People choose to live off-grid for a variety of reasons, including the prohibitive cost of bringing utility lines to remote home sites, the appeal of an independent lifestyle, or the general reliability a solar power system provides. Those who choose to live off-grid often need to make adjustments to when and how they use electricity, so they can live within the limitations of the system's design. This doesn't necessarily imply doing without, but rather is a shift to a more conscientious use of electricity.
ILLUSTRATED BELOW
gives you complete independence from the grid.
- Solar panel array
- Mounting racks
- Combiner/Array disconnect
- Charge controller
- DC breaker box
- Inverter
- AC breaker Box
- Battery Bank
- Optional: System Meter
- Optional: backup generator
Solar electric panels—a.k.a solar modules, photovoltaic (PV) panels.
Pointed towards the sun, solar panels capture the energy in sunlight and convert it directly to DC electricity. There are three general families of solar panels on the market today—single crystal silicon, polycrystalline silicon, and thin film.
PV modules are very durable and, because there are no moving parts, long-lasting. Most carry 25 year warranties. Solar panels are assigned a rating in watts based on the maximum power they can produce under ideal sun and temperature conditions. You can use the rated output to help determine how many panels you need. Multiple modules mounted together are called an array.
Array Mounting Rack—a.k.a. mount, racks, trackers.
Mounting racks provide a secure platform to keep your panels fixed in place and oriented correctly. Panels can be mounted on your roof, atop a steel pole set in concrete, or at ground level. The type of rack you choose will vary considerably depending on your budget, climate, building codes, and personal preferences. In areas where it snows a lot, you may want to be able to sweep the snow off periodically.
Array Combiner/DC Disconnect
The DC disconnect is used to safely interrupt the flow of electricity from the array of solar panels. It is an essential component when system maintenance or troubleshooting is necessary. The disconnect enclosure houses an electrical switch rated for use in DC circuits. It also may integrate either circuit breakers or fuses, to combine the electricity of multiple sub arrays of solar panels.
DC Breaker Box
All DC goes into this and all DC goes out of it. It is where you ground your system. It has input DC breakers for solar and output DC breakers for the inverter(s) for DC loads. It can also have an input breaker for a windmill or hydro turbine.

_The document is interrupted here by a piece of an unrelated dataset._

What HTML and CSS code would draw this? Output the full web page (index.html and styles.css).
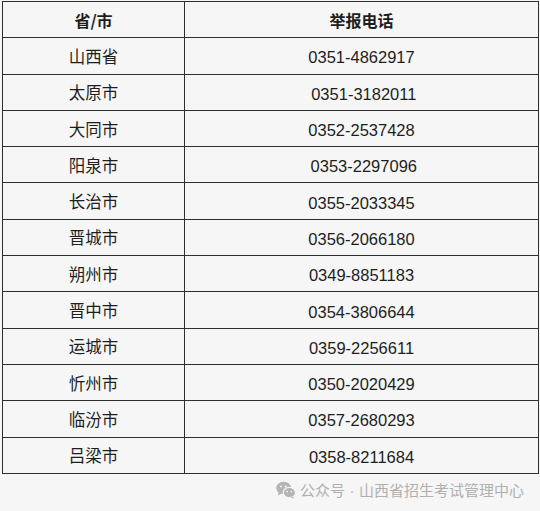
FILE: index.html
```html
<!DOCTYPE html>
<html lang="zh-CN">
<head>
<meta charset="utf-8">
<title>举报电话</title>
<link rel="stylesheet" href="styles.css">
</head>
<body>
<div class="page">
  <table class="phones">
    <colgroup><col class="c1"><col class="c2"></colgroup>
    <thead>
      <tr><th>省/市</th><th>举报电话</th></tr>
    </thead>
    <tbody>
      <tr><td>山西省</td><td class="num">0351-4862917</td></tr>
      <tr><td>太原市</td><td class="num">&nbsp;0351-3182011</td></tr>
      <tr><td>大同市</td><td class="num">0352-2537428</td></tr>
      <tr><td>阳泉市</td><td class="num">&nbsp;0353-2297096</td></tr>
      <tr><td>长治市</td><td class="num">0355-2033345</td></tr>
      <tr><td>晋城市</td><td class="num">0356-2066180</td></tr>
      <tr><td>朔州市</td><td class="num">0349-8851183</td></tr>
      <tr><td>晋中市</td><td class="num">0354-3806644</td></tr>
      <tr><td>运城市</td><td class="num">0359-2256611</td></tr>
      <tr><td>忻州市</td><td class="num">0350-2020429</td></tr>
      <tr><td>临汾市</td><td class="num">0357-2680293</td></tr>
      <tr><td>吕梁市</td><td class="num">0358-8211684</td></tr>
    </tbody>
  </table>
  <div class="mark">
    <svg class="wx" viewBox="0 0 20 18" width="20" height="18" aria-hidden="true">
      <ellipse cx="7.6" cy="7" rx="7.4" ry="6.2" fill="#b5b5b5"/>
      <path d="M2.6 11.5 L1.8 14.6 L5.6 12.6 Z" fill="#b5b5b5"/>
      <ellipse cx="13.4" cy="11.6" rx="6.2" ry="5.2" fill="#b5b5b5" stroke="#f5f6f5" stroke-width="1.2"/>
      <path d="M17 15.4 L18.2 17.8 L14.8 16.4 Z" fill="#b5b5b5"/>
      <circle cx="5" cy="5.4" r="1" fill="#f5f6f5"/>
      <circle cx="9.8" cy="5.4" r="1" fill="#f5f6f5"/>
      <circle cx="11.2" cy="10.6" r="0.85" fill="#f5f6f5"/>
      <circle cx="15.4" cy="10.6" r="0.85" fill="#f5f6f5"/>
    </svg>
    <span class="mark-text">公众号<span class="dot">·</span>山西省招生考试管理中心</span>
  </div>
</div>
</body>
</html>
```
FILE: styles.css
```css
html, body {
  margin: 0;
  padding: 0;
  background: #f5f6f5;
}
.page {
  padding: 1px 0 0 2px;
  width: 540px;
  height: 511px;
  box-sizing: border-box;
  font-family: "Liberation Sans", "Noto Sans CJK SC", sans-serif;
  color: #1e1e1e;
}
.phones {
  border-collapse: collapse;
  width: 536px;
  table-layout: fixed;
  background: #f5f6f5;
  font-size: 16.5px;
}
.c1 { width: 182px; }
.c2 { width: 354px; }
.phones th,
.phones td {
  border: 1px solid #2e2e2e;
  height: 35.3px;
  padding: 0;
  text-align: center;
  vertical-align: middle;
  font-family: "Noto Sans CJK SC", sans-serif;
  font-weight: 400;
  line-height: 20px;
}
.phones th {
  font-weight: 700;
  font-size: 16px;
}
.phones td.num {
  font-family: "Liberation Sans", "Noto Sans CJK SC", sans-serif;
  font-size: 16.5px;
  height: 32.3px;
  padding-top: 3px;
}
.mark {
  display: flex;
  align-items: center;
  gap: 4px;
  margin: 6px 0 0 274px;
  color: #b0b0b0;
  font-family: "Noto Sans CJK SC", sans-serif;
  font-size: 15px;
  line-height: 20px;
}
.wx {
  flex: none;
}
.mark-text {
  white-space: nowrap;
}
.dot {
  font-family: "Liberation Sans", sans-serif;
  margin: 0 4.5px;
}
```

The Charge Controller built into a the Outback Power Center pictured at right uses maximum power point tracking (MPPT) to optimize the array's output, increasing the energy it produces. The controller operates the array at its maximum efficiency and feeds the electricity into the inverter after your battery bank is filled to capacity.

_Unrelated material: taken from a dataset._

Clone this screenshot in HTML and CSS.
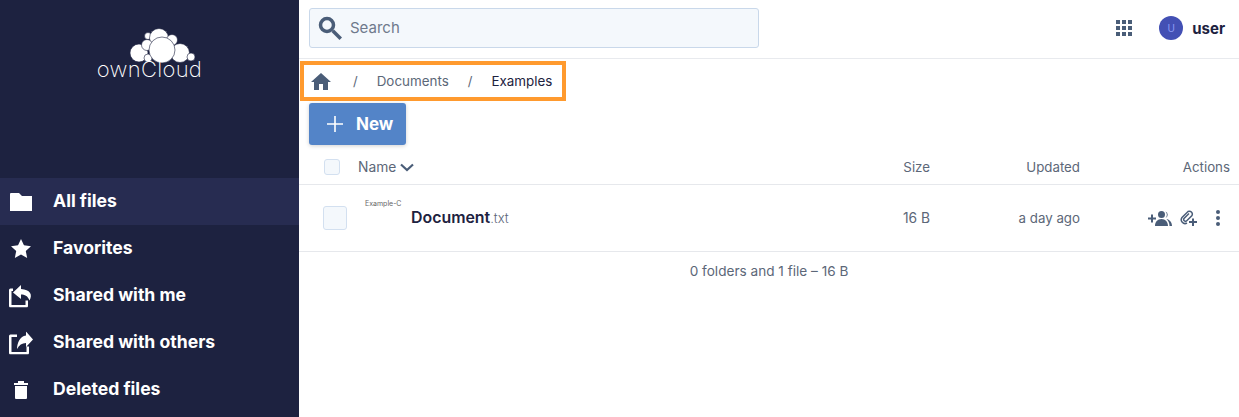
FILE: index.html
```html
<!DOCTYPE html>
<html lang="en">
<head>
  <meta charset="UTF-8">
  <title>Files - ownCloud</title>
  <link rel="stylesheet" href="styles.css">
</head>
<body>

  <div class="sidebar">
    <div class="logo">
      <svg class="logo-cloud" viewBox="130 27 66 37" width="66" height="37">
        <circle cx="148" cy="36" r="3.500"/>
        <circle cx="159" cy="38" r="9.500"/>
        <circle cx="172" cy="40" r="5.500"/>
        <circle cx="139" cy="53" r="9"/>
        <circle cx="147" cy="45" r="5.500"/>
        <circle cx="180" cy="53" r="9.500"/>
        <circle cx="191" cy="57" r="4"/>
        <circle cx="148" cy="58" r="4"/>
        <circle cx="162" cy="50" r="13"/>
      </svg>
      <div class="logo-text">ownCloud</div>
    </div>
    <div class="nav-item active">
      <svg viewBox="0 0 22 18" width="22" height="18"><path d="M0 1a1 1 0 0 1 1-1h8l3 3h10v15H0z"/></svg>
      <span>All files</span>
    </div>
    <div class="nav-item">
      <svg viewBox="0 0 24 24" width="21" height="21"><path d="M12 18.260l-7.053 3.948 1.575-7.928L.587 8.792l8.027-.952L12 .5l3.386 7.340 8.027.952-5.935 5.488 1.575 7.928z"/></svg>
      <span>Favorites</span>
    </div>
    <div class="nav-item">
      <svg viewBox="0 0 24 23" width="24" height="23"><path d="M4 4v2.500H2.500v14h14V16H19v5.500a1.500 1.500 0 0 1-1.500 1.500h-16A1.500 1.500 0 0 1 0 21.500v-16A1.500 1.500 0 0 1 1.500 4zM12 .5L4 8l8 6.500V10c3.500 0 7 1.500 8.500 6 3.500-6 .5-11-8.500-11.500z"/></svg>
      <span>Shared with me</span>
    </div>
    <div class="nav-item">
      <svg viewBox="0 0 24 23" width="24" height="23"><path d="M8 3v2.500H2.500v15h15V15H20v6.500a1.500 1.500 0 0 1-1.500 1.500h-17A1.500 1.500 0 0 1 0 21.500v-17A1.500 1.500 0 0 1 1.500 3zM17 0l7 8-7 7.500v-4c-4 0-7 2-9 6 0-6 3-13 9-13.500z"/></svg>
      <span>Shared with others</span>
    </div>
    <div class="nav-item">
      <svg viewBox="0 0 14 18" width="14" height="18"><path d="M1 5h12v12a1 1 0 0 1-1 1H2a1 1 0 0 1-1-1zM0 2h4V0h6v2h4v2H0z"/></svg>
      <span>Deleted files</span>
    </div>
  </div>

  <div class="main">
    <div class="topbar">
      <div class="search">
        <svg viewBox="0 0 24 24" width="24" height="24"><circle cx="9" cy="9" r="6.500" fill="none" stroke="#4a5d78" stroke-width="3.500"/><path d="M13.500 16l2.500-2.500 8 8-2.500 2.500z"/></svg>
        <span>Search</span>
      </div>
      <div class="top-right">
        <svg class="apps" viewBox="0 0 16 16" width="16" height="16">
          <rect x="0" y="0" width="4" height="4"/><rect x="6" y="0" width="4" height="4"/><rect x="12" y="0" width="4" height="4"/>
          <rect x="0" y="6" width="4" height="4"/><rect x="6" y="6" width="4" height="4"/><rect x="12" y="6" width="4" height="4"/>
          <rect x="0" y="12" width="4" height="4"/><rect x="6" y="12" width="4" height="4"/><rect x="12" y="12" width="4" height="4"/>
        </svg>
        <div class="avatar">U</div>
        <div class="username">user</div>
      </div>
    </div>

    <div class="breadcrumb">
      <svg viewBox="2 3 20 17" width="20" height="17"><path d="M10 20v-6h4v6h5v-8h3L12 3 2 12h3v8z"/></svg>
      <span class="sep">/</span>
      <span class="crumb">Documents</span>
      <span class="sep">/</span>
      <span class="crumb current">Examples</span>
    </div>

    <div class="new-btn">
      <svg viewBox="0 0 16 16" width="16" height="16"><path d="M7.200 0h1.600v7.200H16v1.600H8.800V16H7.200V8.800H0V7.200h7.200z"/></svg>
      <span>New</span>
    </div>

    <div class="row head">
      <div class="check small"></div>
      <div class="col-name">
        Name
        <svg viewBox="0 0 14 9" width="14" height="9"><path d="M1 1.500l6 5.500 6-5.500" fill="none" stroke="#4a5d78" stroke-width="2.200"/></svg>
      </div>
      <div class="col-size">Size</div>
      <div class="col-updated">Updated</div>
      <div class="col-actions">Actions</div>
    </div>

    <div class="row file">
      <div class="check"></div>
      <div class="thumb">Example-C</div>
      <div class="col-name"><b>Document</b><span class="ext">.txt</span></div>
      <div class="col-size">16 B</div>
      <div class="col-updated">a day ago</div>
      <div class="col-actions">
        <svg viewBox="0 0 24 15" width="24" height="15"><path d="M0 6.500h3v-3h2v3h3v2H5v3H3v-3H0zM13.500 7a3.500 3.500 0 1 0 0-7 3.500 3.500 0 0 0 0 7zM7 15c0-4 2.500-7 6.500-7s6.500 3 6.500 7zM17.500.500a3.500 3.500 0 0 1 0 6.500 5 5 0 0 0 0-6.500zM18.500 8c3 .5 5.500 3 5.500 7h-2.500c0-3-1-5-3-7z"/></svg>
        <svg class="link" viewBox="0 0 18 16" width="18" height="16"><path d="M9 3.500L4 8.500a1.800 1.800 0 0 0 2.500 2.500L12 5.500a3 3 0 0 0-4-4L2 7.500a3.800 3.800 0 0 0 5 5.500" fill="none" stroke="#4a5d78" stroke-width="1.500"/><path d="M12 8.500h2v2.500h3v2h-3v3h-2v-3h-3v-2h3z"/></svg>
        <svg class="dots" viewBox="0 0 6 16" width="6" height="16"><circle cx="3" cy="2" r="2"/><circle cx="3" cy="8" r="2"/><circle cx="3" cy="14" r="2"/></svg>
      </div>
    </div>

    <div class="summary">0 folders and 1 file – 16 B</div>
  </div>

</body>
</html>
```

FILE: styles.css
```css
body {
  margin: 0;
  height: 417px;
  overflow: hidden;
  display: flex;
  background-color: #fff;
  color: #5c6778;
  font-family: Inter, "Liberation Sans", sans-serif;
  font-size: 13.3px;
}

.sidebar {
  width: 299px;
  flex-shrink: 0;
  background-color: #1d2240;
  color: white;
}

.logo {
  height: 178px;
  display: flex;
  flex-direction: column;
  align-items: center;
  padding-top: 27px;
  box-sizing: border-box;
}

.logo-cloud {
  display: block;
  margin-left: 26px;
}

.logo-cloud circle {
  fill: #fff;
  stroke: #1d2240;
  stroke-width: .6;
}

.logo-text {
  margin-top: -6px;
  font-weight: 250;
  font-size: 22px;
  line-height: 22px;
  letter-spacing: .3px;
}

.nav-item {
  height: 47px;
  position: relative;
  display: flex;
  align-items: center;
  padding: 0 0 2px 53px;
  font-size: 17.6px;
  font-weight: 700;
  box-sizing: border-box;
}

.nav-item.active {
  background-color: #272c51;
}

.nav-item svg {
  position: absolute;
  left: 21px;
  top: 50%;
  transform: translate(-50%, -50%);
  fill: white;
}

.main {
  flex: 1;
  min-width: 0;
}

.main svg {
  fill: #4a5d78;
}

.topbar {
  height: 59px;
  box-sizing: border-box;
  border-bottom: 1px solid #e8eaee;
  padding: 8px 14px 0 10px;
  display: flex;
  justify-content: space-between;
  align-items: flex-start;
}

.search {
  width: 450px;
  height: 40px;
  box-sizing: border-box;
  background-color: #f4f8fc;
  border: 1px solid #c9d8ea;
  border-radius: 3px;
  display: flex;
  align-items: center;
  gap: 8px;
  padding: 0 0 1px 8px;
  font-size: 15px;
  color: #6f7a8c;
}

.top-right {
  display: flex;
  align-items: center;
  height: 40px;
}

.apps {
  margin-right: 27px;
}

.avatar {
  width: 24px;
  height: 24px;
  border-radius: 50%;
  background-color: #4350b4;
  color: #8c9bf5;
  font-size: 10px;
  line-height: 24px;
  text-align: center;
  margin-right: 9px;
}

.username {
  font-size: 15px;
  font-weight: 700;
  color: #1d2240;
}

.breadcrumb {
  width: fit-content;
  height: 40px;
  box-sizing: border-box;
  margin: 2px 0 2px 1px;
  border: 4px solid #ff9a2e;
  padding: 0 10px 1px 7px;
  display: flex;
  align-items: center;
  font-size: 13.4px;
}

.breadcrumb svg {
  margin-bottom: -1px;
}

.breadcrumb .sep {
  margin: 0 19px 0 22px;
  font-size: 13px;
}

.crumb + .sep {
  margin-left: 19px;
}

.crumb.current {
  color: #1d2240;
}

.new-btn {
  width: 97px;
  height: 42px;
  margin-left: 10px;
  box-sizing: border-box;
  background-color: #5384c8;
  border-radius: 3px;
  box-shadow: 0 1px 4px rgba(0, 0, 0, .18);
  color: white;
  display: flex;
  align-items: center;
  gap: 13px;
  padding-left: 18px;
  font-size: 17px;
  font-weight: 700;
}

.main .new-btn svg {
  fill: white;
}

.row {
  display: flex;
  align-items: center;
  border-bottom: 1px solid #e6e8ec;
  box-sizing: border-box;
  padding-right: 9px;
}

.head {
  height: 35px;
  margin-top: 5px;
}

.file {
  height: 67px;
}

.check {
  width: 24px;
  height: 24px;
  margin-left: 24px;
  box-sizing: border-box;
  background-color: #f4f8fc;
  border: 1px solid #d3e0f0;
  border-radius: 3px;
}

.check.small {
  width: 16px;
  height: 16px;
  margin-left: 25px;
  margin-right: 18px;
}

.col-name {
  flex: 1;
  display: flex;
  align-items: center;
  gap: 4px;
  font-size: 13.8px;
}

.col-size {
  width: 60px;
  text-align: right;
}

.col-updated {
  width: 150px;
  text-align: right;
}

.col-actions {
  width: 150px;
  display: flex;
  justify-content: flex-end;
  align-items: center;
}

.file .col-actions {
  padding-right: 9px;
  box-sizing: border-box;
}

.file .col-size {
  font-size: 13.8px;
}

.link {
  margin: 0 17px 0 8px;
}

.thumb {
  width: 36px;
  height: 50px;
  margin: 0 10px 0 18px;
  white-space: nowrap;
  font-size: 7px;
  color: #666;
  padding-top: 6px;
  box-sizing: border-box;
}

.file .col-name {
  gap: 0;
  padding-bottom: 2px;
}

.file b {
  font-size: 15.9px;
  color: #1d2240;
  font-weight: 600;
}

.ext {
  font-size: 13px;
  font-weight: 300;
  margin-top: 2px;
}

.summary {
  text-align: center;
  margin-top: 11px;
  font-size: 13.6px;
}
```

A charge controller will also protect your battery bank from overcharging. It monitors the battery bank. When the bank is fully charged, the controller interrupts the flow of electricity from the PV panels. Batteries are expensive and lose potency when under or over-charged, so the controller extends the life of your batteries.
Battery Bank
The battery bank stores energy from your solar arrays. Electricity leaves the batteries in DC (direct current) form and must be converted to AC before powering your appliances.
System Status Meter
System meters measure and display several different aspects of your solar system's performance. They can track how full your battery bank is, how much electricity your solar panels are producing or have produced, and how much electricity is in use. Operating your solar electric system without metering is like running your car without any gauges. It's possible, but you won't know when you're about to run out of juice.
Main DC Disconnect
In battery-based systems, a disconnect between the batteries and inverter is required. The disconnect allows the inverter to be quickly disconnected from the batteries for service, and to protect against electrical fires. We always flipped the disconnect during heavy-duty lightening storms!
Inverter
Inverters transform the solar-produced DC electricity into the alternating current (AC) electricity commonly used in most homes for powering lights and appliances. Grid-tied inverters synchronize the electricity they produce with the grid's "utility-grade" AC electricity, allowing the system to feed solar-made electricity to your home or to the utility grid.
Battery-based inverters for off-grid or grid-tie use often include a battery charger, which is capable of charging a battery bank from either the grid or a backup generator during cloudy weather.
All grid-intertie inverters can be installed outdoors (ideally, in the shade).
AC Breaker Box.
Includes main AC breakers and inverter bypass/disconnect breakers, and breakers for generator input into the system.
Optional Backup Generator
Off-grid systems can be sized to provide electricity during cloudy periods when the sun doesn't shine. Sizing a system to cover a worst-case scenario, like several cloudy weeks during the winter, can result in a very large, expensive system that will rarely get used to its capacity. To spare the pocketbook, some folks include a backup generator.
You can buy generators which are fueled with biodiesel, petroleum diesel, gasoline, or propane. These produce AC electricity that a battery charger, built into the inverter, converts to DC energy, which is stored in the batteries. Like most internal combustion engines, generators tend to be loud and messy and necessitate hauling fuel in to your site.